The HTML generation process works by:

  1. Taking an iterator of Markdown events
  2. Converting each event into corresponding HTML tags
  3. Managing state for special cases like tables and tight lists
  4. Writing the HTML tags to the provided output

The HtmlWriter

The core type responsible for HTML generation is HtmlWriter:

#![allow(unused)]
fn main() {
struct HtmlWriter<'a, I, W> {
    iter: I,        // Iterator supplying events
    writer: W,      // Writer to write to
    end_newline: bool,  // Whether last write ended with newline
    in_non_writing_block: bool,  // In metadata block (no output)
    table_state: TableState,  // Current state for table processing
    table_alignments: Vec<Alignment>,  // Column alignments for current table
    table_cell_index: usize,  // Current cell index in table row
    numbers: HashMap<CowStr<'a>, usize>,  // For footnote numbering
}
}

The writer keeps track of:

  • The current table state (head vs body)
  • Table column alignments
  • Current cell index
  • Footnote numbering
  • Whether we're in a non-writing block like metadata
  • Whether the last write ended with a newline

Event Processing

The main event processing loop lives in HtmlWriter::run().
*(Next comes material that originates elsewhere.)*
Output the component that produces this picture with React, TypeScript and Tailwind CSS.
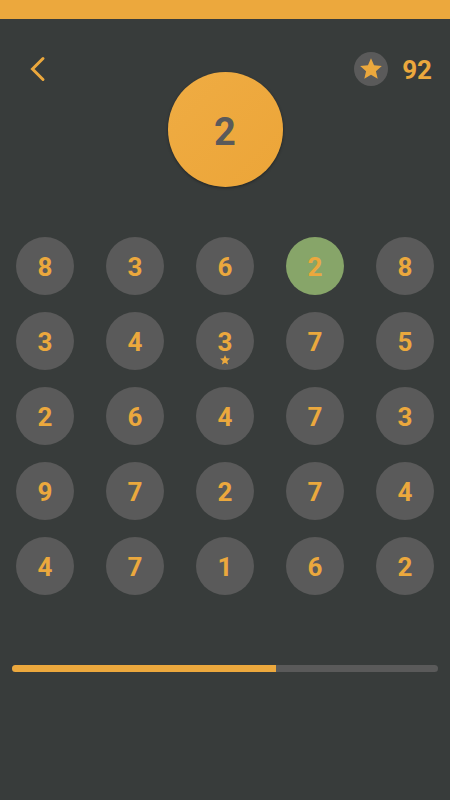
import React from "react";

const rows: number[][] = [
  [8, 3, 6, 2, 8],
  [3, 4, 3, 7, 5],
  [2, 6, 4, 7, 3],
  [9, 7, 2, 7, 4],
  [4, 7, 1, 6, 2],
];

const selected = { row: 0, col: 3 };
const bonus = { row: 1, col: 2 };

function Star({ className }: { className: string }) {
  return (
    <svg viewBox="0 0 24 24" className={className} fill="currentColor" aria-hidden="true">
      <path d="M12 17.27 18.18 21l-1.64-7.03L22 9.24l-7.19-.61L12 2 9.19 8.63 2 9.24l5.46 4.73L5.82 21z" />
    </svg>
  );
}

export default function App() {
  return (
    <div className="min-h-screen bg-[#383c3b] font-['Roboto','Liberation_Sans',sans-serif] text-[#eba83d]">
      <div className="h-[19px] bg-[#eca83d]" />

      <header className="grid grid-cols-[1fr_auto_1fr] items-start px-[18px]">
        <button type="button" aria-label="Back" className="mt-[30px] flex size-10 items-center justify-center">
          <svg viewBox="0 0 16 26" className="h-[26px] w-4" fill="none" stroke="currentColor" strokeWidth="3" strokeLinecap="round" aria-hidden="true">
            <path d="M13 2.5 2.5 13 13 23.5" />
          </svg>
        </button>

        <div className="mt-[53px] flex size-[115px] items-center justify-center rounded-full bg-linear-to-br from-[#efac43] to-[#eca538] pt-1 text-[38px] font-bold leading-none text-[#5a5a5a] shadow-[0_1px_3px_rgba(0,0,0,0.4)]">
          2
        </div>

        <div className="mt-[33px] flex items-center justify-end gap-3.5">
          <span className="flex size-[34px] items-center justify-center rounded-full bg-[#5a5a5a]">
            <Star className="size-[26px]" />
          </span>
          <span className="pt-0.5 text-[26px] font-bold leading-none">92</span>
        </div>
      </header>

      <main>
        <div className="mt-[41px] grid grid-cols-5">
          {rows.map((row, r) =>
            row.map((value, c) => {
              const isSelected = r === selected.row && c === selected.col;
              const isBonus = r === bonus.row && c === bonus.col;
              return (
                <div key={`${r}-${c}`} className="flex h-[75px] items-center justify-center">
                  <button
                    type="button"
                    aria-pressed={isSelected}
                    className={`relative flex size-[58px] items-center justify-center rounded-full pt-0.5 text-[26px] font-bold leading-none ${
                      isSelected ? "bg-[#87a569]" : "bg-[#5a5a5a]"
                    }`}
                  >
                    {value}
                    {isBonus && <Star className="absolute inset-x-0 bottom-1 mx-auto size-3" />}
                  </button>
                </div>
              );
            })
          )}
        </div>

        <div
          role="progressbar"
          aria-label="Time remaining"
          aria-valuemin={0}
          aria-valuemax={100}
          aria-valuenow={62}
          className="mx-3 mt-[62px] h-[7px] overflow-hidden rounded-full bg-[#5a5a5a]"
        >
          <div className="h-full w-[62%] bg-[#eca83d]" />
        </div>
      </main>
    </div>
  );
}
For each event:

  1. The event is matched and dispatched to the appropriate handler
  2. HTML tags are written based on the event type
  3. State is updated as needed

Key event handling patterns:

Block Elements

Block elements like paragraphs, headings, lists etc. are wrapped in HTML tags:

#![allow(unused)]
fn main() {
match event {
    Start(Tag::Paragraph) => write("<p>"),
    End(EndTag::Paragraph) => write("</p>\n"),
    // etc
}
}

Inline Elements

Inline elements like emphasis and links are handled similarly but without newlines:

#![allow(unused)]
fn main() {
match event {
    Start(Tag::Emphasis) => write("<em>"),
    End(EndTag::Emphasis) => write("</em>"),
    // etc
}
}

Text Content

Text content is HTML escaped and written directly:

#![allow(unused)]
fn main() {
match event {
    Text(text) => escape_html_body_text(&mut writer, &text),
    // etc
}
}

Complex Elements

More complex elements like tables require managing state:

#![allow(unused)]
fn main() {
match event {
    Start(Tag::Table(alignments)) => {
        self.table_alignments = alignments;
        self.write("<table>")?;
    }
    // etc
}
}

HTML Safety

The functions escape_html() and escape_href() are used throughout the library for escaping special characters. The escaping functions live in the pulldown-cmark-escape crate.

Writer Interface

The HTML writer is generic over the writer type W, allowing output to:

  • Strings via fmt::Write
  • Files/IO via io::Write

This generic design lets users choose the most efficient output method for their use case. For example:

  • Using String is convenient for in-memory processing and testing
  • Using BufWriter<File> is efficient for writing directly to disk
  • Using a network socket allows streaming HTML over a connection
  • Using a custom writer enables special handling like compression or logging

The StrWrite trait provides a common interface to abstract over these different writers:

#![allow(unused)]
fn main() {
pub trait StrWrite {
    type Error;
    fn write_str(&mut self, s: &str) -> Result<(), Self::Error>;  
}
}

This abstraction over the writer type means the HTML generation code can focus on correct tag generation and structure without worrying about the specific output destination. It also allows users to easily integrate pulldown-cmark's HTML output into their existing I/O pipelines.

Public API

The main public API consists of:

#![allow(unused)]
fn main() {
// Write HTML to a String
pub fn push_html<'a, I>(s: &mut String, iter: I) 
where I: Iterator<Item = Event<'a>>

// Write HTML to an IO writer
pub fn write_html_io<'a, I, W>(writer: W, iter: I) -> io::Result<()> 
where I: Iterator<Item = Event<'a>>,
      W: io::Write

// Write HTML to a fmt writer
pub fn write_html_fmt<'a, I, W>(writer: W, iter: I) -> fmt::Result
where I: Iterator<Item = Event<'a>>,
      W: fmt::Write
}

Performance Considerations

HTML generation aims to be efficient by:

  1. Minimizing string allocations
  2. Using buffered writers
  3. Avoiding recursion in the core loop

Note:

#![allow(unused)]
fn main() {
// Using unbuffered writers (like Files) will be slow
// Wrap them in BufWriter for better performance
let file = BufWriter::new(File::create("output.html")?);
write_html_io(file, parser);
}

This ensures good performance even with large documents.

Customization

The HTML output can be customized by:

  1. Using a custom writer implementation
  2. Preprocessing the event stream
  3. Post-processing the HTML output
  4. Using the parser options to enable/disable features